By Chandlor Henderson
One of my first memories as a child was going to PSU to watch my Uncle Hernon play football. I was too young to really know what was going on, but I would hear his name and my grandfather would point him out to me. I remember the drive from Northern Virginia up in the mountains to PSU, with the windy rocky roads. I remember eating bags of peanuts, and on one particular day I chomped down on a bad one that I can still taste to this day. But most importantly, I remember being proud of my family, and of myself.
As I grew older I played football for several years, but I was never really good. I did, however, wear my uncle’s number for the entire duration of my playing time. I was a black sheep in my family (still am), but I was always a huge football fan, and I read voraciously. I wasn’t always able to watch the games, because I spent most my 20’s working in restaurants so I was always working, but I loved the sport. As I’ve gotten older all that has changed.
Back then, my favorite college team other than PSU was USC. I loved when Matt Leinart and Reggie Bush were straight dominating fools. Pete Carroll looked like a kid running up and down the field, and I thought it was awesome. At that time I was unaware that college players didn’t get paid. All I knew was that team had two active Heisman players on the team at the same time. To me that was the great era of football. But then, the fallout of the scandal, which in my opinion, is unfair and bullyish.
The idea that a player can go out on a field and sustain repeated brain injuries while their schools make money for FREE drives me crazy. It’s almost like some type of institutional slavery. Now, in my uncle’s experience he graduated with an engineering degree and I’ve also seen a lot of other success stories, both personally and from within the NFL. However many of these players don’t graduate and/or are left injured and exhausted, while the schools are profiting off of their natural abilities combined with extremely hard work. And on top of that, the players better not take a political stand or openly believe in anything, because all they amount to are dollars anyway.
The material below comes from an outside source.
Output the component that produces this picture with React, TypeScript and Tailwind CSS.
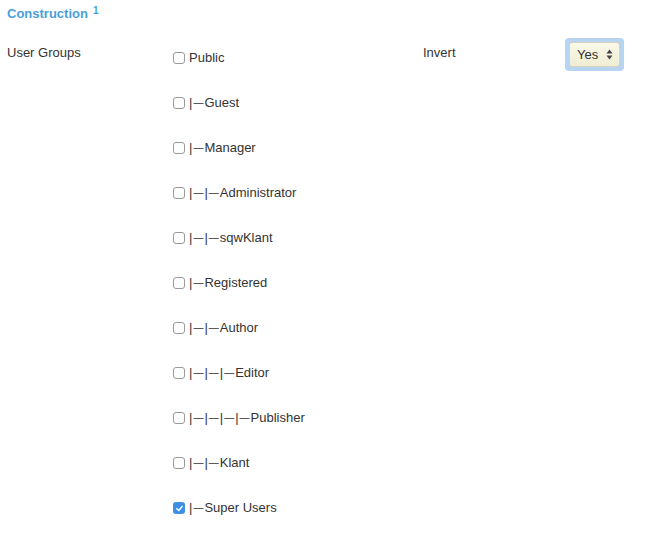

Which brings me to Colin Kaepernick. By the time he started causing a stir I had long stopped watching football. I don’t like my home team’s name (The Washington Redskins) and every time I hear Jerry Jones say anything I wanna shoot the damn screen. But Kaepernick was something about the NFL that I finally agreed with, after years of disillusionment. Finally someone standing up for what he believed in, encouraged to kneel by a veteran playing in the NFL. The response to Kaepernick’s action sickened me. His kneeling was clearly a non-violent protest. And you know what, fuck this American pride bullshit. You know what America does to black men? In the last week, as a response to the BLM protests, 5 of us have been found hanging, and the police rule these suicides. That’s what they do to us and they still expect us to stand and dance for their flag. And why is that exactly? Because they love America so much?
Naaaah… half the people that I’ve met who are super critical of Kaep are no more patriotic than I am. They don’t believe in the government, and often don’t even think voting is important. They don’t know or appreciate the importance of the Supreme Court — don’t even know a single justice’s name — but somehow feel justified in espousing a loud opinion about what’s right and wrong. I think, if you’re going to debate right and wrong, you actually need to have done some research. And I don’t mean 10 years ago. I mean now. I understand that maybe you went to a good school, and maybe had some good opportunities, but now you’re just a drunk dude sitting next to me at a bar. When’s the last time you read… anything? Facebook posts don’t count.
Ugh… Now I gotta take a deep breath, because thinking about these things makes me angry and often jumbles my thoughts. I think about all the dumb-ass double standards I hear from white men about this issue, and every single other issue, and it’s hard to sort through them. It’s hard to even take what some people say seriously because you know they don’t actually believe it (or anything), they just want to prove you wrong. It’s always about proving the black man wrong, no matter how right he is. And it’s exhausting.
But… I’m ready to be a fan again. Wherever Kaep signs, I’ll be a fan. I’m gonna get me a jersey, and I’m gonna try to get him to sign it. I’m gonna maybe wear it to bars… although I’m 37 and probably too old to wear jerseys. More importantly, I’ll be proud. It obviously won’t be the same as watching my uncle, but Kaep cared enough about us to take a stand and do something, and that makes him family. I can’t wait to see him on the field again. That’s gonna be a good day.